Bizden farklı olarak bu hedef
için hiçbir şart koşmuyorlar ve halihazırda Paris Anlaşması’nı onayladılar.
Meksika
bununla da kalmıyor, 2030 yılında
seragazı emisyonlarını 2015’e göre yüzde 36 azaltmayı önerdiği bir başka
seçenek de sunuyor.
Bu hedef içinse, teknoloji transferi, düşük maliyetli
finansal kaynaklara erişim ve teknik işbirliği gibi şartlar koşuyor.
Ve yine
bizim planımızda olmayan kritik bir hedefe daha sahipler. Meksika toplam emisyonlarının
2025 veya 2026’da zirveye çıkıp daha sonra azalmasını hedefliyor.
Türkiye’nin
emisyonlarının hangi yılda zirve yapacağı ve düşüşe geçeceğiyse belli değil. Bu
önemli bir eksiklik.
Diğeri de Türkiye’nin mali yardım şartını ciddi bir
azaltım hedefi bile öne sürmeden masaya koymuş olması.
Meksika gibi bunu daha
iyi bir hedef için öne sürse, müzakerelerde çok daha fazla şansı olabilirdi.
Afşin-Elbistan- Foto: O. Gurbuz |
Kömür Enerjide Dışa Bağımlılığı Azaltmadı
Türkiye’nin Paris Anlaşması’nı onaylamaktan kaçınması, gerçekçi olmak gerekirse, Erdoğan’ın öne sürdüğü gerekçelerle ilgili değil. Türkiye’nin önündeki en büyük engel kömür sevdası.
Türkiye’nin Paris Anlaşması’nı onaylamaktan kaçınması, gerçekçi olmak gerekirse, Erdoğan’ın öne sürdüğü gerekçelerle ilgili değil. Türkiye’nin önündeki en büyük engel kömür sevdası.
2012 yılını ‘Kömür
Yılı’ ilan eden Enerji Bakanlığı, ülkenin neredeyse her yerinde kömür santralı
kurmaya çalışıyor.
Türkiye’nin elektrik üretiminde kömürün payı 2016 sonunda
yüzde 33,8’e ulaştı ve doğalgazı geride bırakarak birinci sırayı aldı ancak
enerjide sorunlar çözülmedi.
Yerli kömür ve
HES hamlelerine rağmen umulan olmadı ve enerjide dışa bağımlılık azalmadı.
2002’de
enerjide dışa bağımlılık yüzde 67’ydi şimdi ise yüzde 75.
Bunda ithal kömür,
petrol ve enerji verimliliğini göz ardı etmenin büyük rolü var.
Kömürün önünü
açmak için santrallara çevre muafiyetleri getiriliyor. Bu da sadece yerli
kömürün değil, ithal kömürün de önünü açıyor.

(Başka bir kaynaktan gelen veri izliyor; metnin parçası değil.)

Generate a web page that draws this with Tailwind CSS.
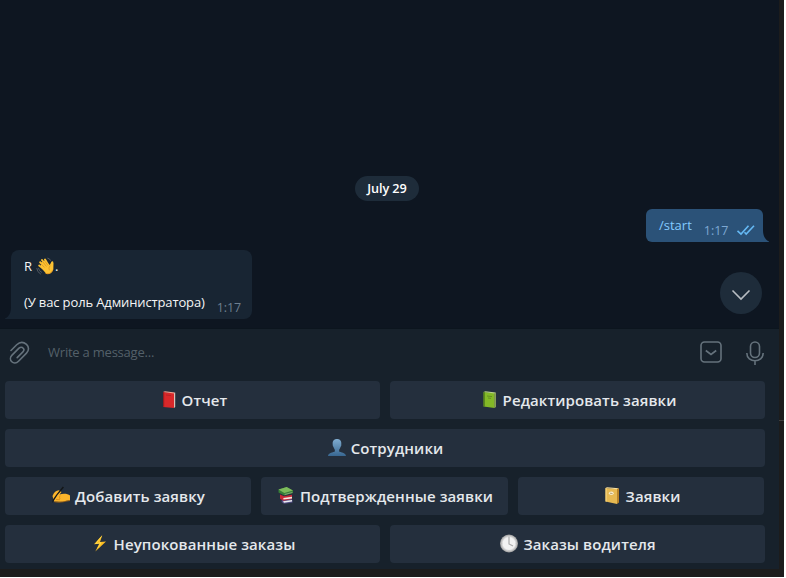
<!DOCTYPE html>
<html lang="ru">
<head>
<meta charset="utf-8">
<title>Chat</title>
<script src="https://cdn.jsdelivr.net/npm/@tailwindcss/browser@4"></script>
</head>
<body class="h-[578px] w-[786px] overflow-hidden bg-white font-['Open_Sans','Noto_Sans',sans-serif]">
<div class="relative h-[577px] w-[784px] bg-[#1c1c1c]">
  <div class="absolute top-[420px] right-0 h-px w-[5px] bg-[#3f3f3f]"></div>
  <div class="flex h-[569px] w-[779px] flex-col bg-[#17212b]">
    <main class="relative flex h-[328px] flex-none flex-col bg-[#0e1621] pt-[176px] text-[13px] text-[#f5f5f5]">
      <div class="ml-[355px] flex h-[25px] w-16 items-center justify-center rounded-full bg-[#1e2c3a] text-[12.7px] font-semibold tracking-[-0.1px] text-white">July 29</div>
      <div class="relative mt-2 ml-[646px] flex h-[33px] w-[117px] rounded-md rounded-br-none bg-[#2b5278] pl-[13px]">
        <span class="mt-[7px] leading-[18px] text-[#83caff]">/start</span>
        <span class="mt-[13px] ml-[12px] text-[12.5px] leading-[18px] text-[#7da8d3]">1:17</span>
        <svg class="absolute top-[15px] left-[90px]" width="19" height="12" fill="none" stroke="#65b9f4" stroke-width="1.6"><path d="M1.5 6.8 5 10 12.5 1.8M8.5 8.2 10.2 10 18 1.8"/></svg>
        <svg class="absolute bottom-0 -right-[6px]" width="6" height="12" fill="#2b5278"><path d="M0 0C0 6 2 9.5 6 11.5V12H0Z"/></svg>
      </div>
      <div class="relative mt-2 ml-[11px] h-[69px] w-[241px] rounded-lg rounded-bl-none bg-[#182533] px-[13px] pt-[7px] leading-[18px]">
        <svg class="absolute bottom-0 -left-[6px]" width="6" height="12" fill="#182533"><path d="M6 0C6 6 4 9.5 0 11.5V12H6Z"/></svg>
        <div class="flex h-9">
          <span class="w-3">R</span>
          <svg class="h-[19px] w-[19px]" viewBox="0 0 19 19" fill="none" stroke-linecap="round">
            <path d="M5 10.5 10 16.5Q15 18 17 13L17.3 6 15.3 5 13.8 8 8.5 3.5 5 6Z" fill="#fcc233"/>
            <path d="M9.5 11 4.2 5.3M11 9.5 6 3M12.5 8.5 9 2.6M9 13 3.2 8.5M16.3 5.2V12" stroke="#fcc233" stroke-width="2"/>
            <path d="M8.3 10.2 5 6.8M10.2 9.2 7 5M11.8 8.2 9.3 4.8M14 8.8Q12 11 13.2 13" stroke="#ce8818" stroke-width=".6"/>
            <path d="M10 16.5Q14.5 18 16.8 13" stroke="#e99b20" stroke-width="1"/>
            <path d="M11.8 1.2Q14 1.5 14.5 3.4M.8 11.5Q1 15 4.5 17M2.5 11.5Q3 14 5.5 15.3" stroke="#596066" stroke-width=".9"/>
          </svg><span>.</span>
        </div>
        <div class="flex tracking-[-0.13px] whitespace-nowrap"><span>(У вас роль Администратора)</span></div>
        <span class="absolute right-[11px] bottom-[2px] text-[12.5px] tracking-[-0.1px] text-[#6d7f8f]">1:17</span>
      </div>
      <div class="absolute top-[272px] left-[720px] flex size-[42px] items-center justify-center rounded-full bg-[#1e2c3a]">
        <svg class="mt-[3px]" width="20" height="12" fill="none" stroke="#b8bdc2" stroke-width="1.6"><path d="m1.5 1.5 8.5 8.5 8.5-8.5"/></svg>
      </div>
    </main>
    <div class="flex h-[53px] flex-none items-center border-t border-[#0c151e] pl-[8px] text-[#65727c]">
      <svg class="mt-[-4px]" width="22" height="24" fill="none" stroke="currentColor" stroke-width="1.6" stroke-linecap="round"><path d="M3 9.5 8.7 3.8C12 .6 15.8 1 18.5 3.4 21.2 6 21.1 9.5 18.5 12.1L10.5 20.2C8.2 22.5 5.5 22.5 3.8 20.8 2 19 2.1 16.2 3.8 14.4L11 7.2C12.5 5.8 14.2 6 15.2 7.2 16.3 8.4 16 9.8 14.9 10.9L9.2 16.6"/></svg>
      <span class="mt-[-5px] ml-[18px] w-[652px] text-[13px] tracking-[-0.22px] text-[#546069]">Write a message...</span>
      <svg class="mt-[-6px]" width="22" height="22" fill="none" stroke="currentColor" stroke-width="1.6"><rect x="1" y="1" width="20" height="20" rx="3.5"/><path d="m5.8 9.5 5.2 4 5.2-4"/></svg>
      <svg class="mt-[-4px] ml-[24px]" width="20" height="24" fill="none" stroke="currentColor" stroke-width="1.6"><rect x="4.5" y="1" width="9" height="15.5" rx="4.5"/><path d="M.8 12C.8 22.3 17.2 22.3 17.2 12M9 19.8V24"/></svg>
    </div>
    <div class="flex flex-col gap-[10px] pl-[5px] text-[15px] font-semibold tracking-[0.1px] whitespace-nowrap text-[#e4e8ec] *:flex *:h-[38px] *:gap-[10px]">
      <div class="*:flex *:w-[375px] *:items-center *:justify-center *:gap-1 *:rounded *:bg-[#242f3d]">
        <div><svg class="size-5" viewBox="0 0 20 20"><path d="m5 2 11 1.1V18L5 17Z" fill="#d9282a"/><path d="m5 2 2-.7 10 1.2-1 .9Z" fill="#f3a08f"/><path d="M16 3.2 17.2 2.5V17L16 18Z" fill="#d9c4b9"/><path d="M5 2 6.2 2.3V17L5 16.8Z" fill="#991c20"/><path d="m8 5 5 .6" stroke="#ad2024" stroke-width=".7"/></svg><span>Отчет</span></div>
        <div><svg class="size-5" viewBox="0 0 20 20"><path d="m4.5 2 11 1.1V18L4.5 16.4Z" fill="#83b827"/><path d="m4.5 2 2-.7 10.3 1.2-1.3.9Z" fill="#bad389"/><path d="M15.5 3.2 16.8 2.5V17L15.5 18Z" fill="#a3bb63"/><path d="M4.5 2 5.7 2.3V16.7L4.5 16.4Z" fill="#49721c"/><path d="m8 6 5 .6M9 8l3 .4" stroke="#587e20" stroke-width=".7"/></svg><span>Редактировать заявки</span></div>
      </div>
      <div class="*:flex *:w-[760px] *:items-center *:justify-center *:gap-1 *:rounded *:bg-[#242f3d]">
        <div><svg class="size-5" viewBox="0 0 20 20"><defs><linearGradient id="person" x1="0" y1="0" x2="0" y2="1"><stop stop-color="#80acd0"/><stop offset="1" stop-color="#386791"/></linearGradient></defs><path d="M10 1C6.8 1 5.4 3.2 5.7 6.2 5.5 7.5 6.2 8.3 6.5 9 7 10.7 7.7 11.3 7.9 12L7.7 13.7C4 14.7 1.4 15.2 1 18H19C18.6 15.2 16 14.7 12.3 13.7L12.1 12C12.5 11 13 10.7 13.5 9 14.2 8.1 14.5 7.2 14.3 6.2 14.6 3.2 13.2 1 10 1Z" fill="url(#person)"/></svg><span>Сотрудники</span></div>
      </div>
      <div class="*:flex *:w-[246px] *:items-center *:justify-center *:gap-1 *:rounded *:bg-[#242f3d]">
        <div><svg class="size-5" viewBox="0 0 20 20"><path d="M1.5 10C3 6 5 4.3 8 4.2L10.5 6 8.5 8.5C13 7.2 17 8 19 9.5V14.5C15 14 12.5 16.2 9 15.8L3 15.4Z" fill="#fcb52b"/><path d="M9 13Q8 11.5 9 9.5M5 13.5 9 13.7" stroke="#c97b13" stroke-width=".6" fill="none"/><path d="M3.5 15.8Q8 17 12 15.8L19 14.5" stroke="#a9660e" stroke-width=".7" fill="none"/><path d="M11.8.6 13 1.4 6.5 9 3 14.5 1.2 17 1.6 14 5.2 8.8Z" fill="#141719"/></svg><span>Добавить заявку</span></div>
        <div class="!w-[247px]"><svg class="size-5" viewBox="0 0 20 20"><path d="M6 13.5 15 12 16.5 14.5V16.5L8 17.8 5.5 16Z" fill="#514e87"/><path d="m7 15.3 9-1.2v1.4l-8 1.2Z" fill="#ececf0"/><path d="M4 8.5 8 10.3 16 8.8V13L7.5 14.7 4 12.7Z" fill="#c92937"/><path d="m7.3 11.9 8.7-1.2V12.4l-8.5 1.2Z" fill="#f5e6df"/><path d="m2.5 3.5 8.2-2.5L17 4.7V7L8.3 9.5 2.5 6.5Z" fill="#377d38"/><path d="m2.5 3.5 8.2-2.5L17 4.5 8.3 7Z" fill="#7dbb5b"/><path d="m8.5 8 7.8-2V7.1l-7.5 2Z" fill="#7fa773"/></svg><span>Подтвержденные заявки</span></div>
        <div><svg class="size-5" viewBox="0 0 20 20"><path d="m3.5 2 11.5 1V18L3.5 15.6Z" fill="#e6b952"/><path d="m3.5 2 1.5-.7 12 1-2 .9Z" fill="#f9df9c"/><path d="M15 3 17 2.3V16.5L15 18Z" fill="#b98429"/><path d="m3.5 2 1.2.2v13.5L3.5 15.6Z" fill="#f5d37e"/><ellipse cx="9.3" cy="7.3" rx="2.4" ry="1.7" fill="#f8edcd"/><path d="m8 7.2 2.5.3" stroke="#a38a56" stroke-width=".8"/></svg><span>Заявки</span></div>
      </div>
      <div class="*:flex *:w-[375px] *:items-center *:justify-center *:gap-1 *:rounded *:bg-[#242f3d]">
        <div><svg class="size-5" viewBox="0 0 20 20"><path d="M12.3 1 4 10.3 9.2 9.7 5.3 17.4 16 7.5 10 8.1Z" fill="#fcbd23"/><path d="m11.5 2.5-5.7 7 5.2-.8-3.2 5.3" fill="none" stroke="#ffe45a" stroke-width=".7"/></svg><span>Неупокованные заказы</span></div>
        <div><svg class="size-5" viewBox="0 0 20 20"><defs><radialGradient id="clock"><stop offset=".65" stop-color="#f2f2f2"/><stop offset="1" stop-color="#999"/></radialGradient></defs><circle cx="10" cy="9.5" r="9" fill="url(#clock)"/><path d="M10 3V10L14 12" stroke="#aaa" stroke-width="1.2" fill="none"/><path d="M10 1.7v1M10 16.3v1M2.2 9.5h1M16.8 9.5h1" stroke="#bbb"/></svg><span>Заказы водителя</span></div>
      </div>
    </div>
  </div>
</div>
</body>
</html>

Türkiye Yenilenebilir Enerji Kaynakları Açısından Zengin
Kömürü
savunanların sıkça kullandığı, Paris ve Kyoto gibi anlaşmaların Türkiye’nin
önünü tıkadığı argümanı da sağlam bir temele dayanmıyor.
Bu anlaşmalar,
seragazı emisyonlarına yol açan fosil yakıtlar (petrol, kömür ve doğalgaz)
yerine güneş, rüzgar ve biyogaz gibi yenilenebilir enerji kaynaklarının
kullanımını dolaylı yoldan öne çıkarıyor.
Türkiye fosil yakıtlar açısından
zengin değil ve bunların büyük bir bölümünü dışarıdan alıyor.
Halbuki güneş ve
rüzgar gibi kaynaklar açısından Avrupa’nın önde gelen ülkeleri arasında.
Yenilenebilir
enerji kaynaklarının ekonomiyi yavaşlatacağı iddiası da artık tarih oldu.
Yapılan son ihalelerde Ankara Çayırhan’da kurulacak kömür santralinden üretilecek
elektriğin şebekeye satış fiyatı 6,04 dolar sent olurken, rüzgar ihalelerinde
bu fiyat 3 dolar sent hatta daha aşağısında seyrediyor.
Paris
Anlaşması’ndan kaçan Türkiye, aslında kendisini enerjide dışa bağımlılıktan,
enerji kaynaklı çevre sorunlarına kadar birçok dertten kurtaracak enerji
devriminden kaçıyor.
Paris Anlaşması Türkiye’nin enerji dönüşümü için aradığı
yol haritası olabilir ama yöneticiler bunun farkında değil.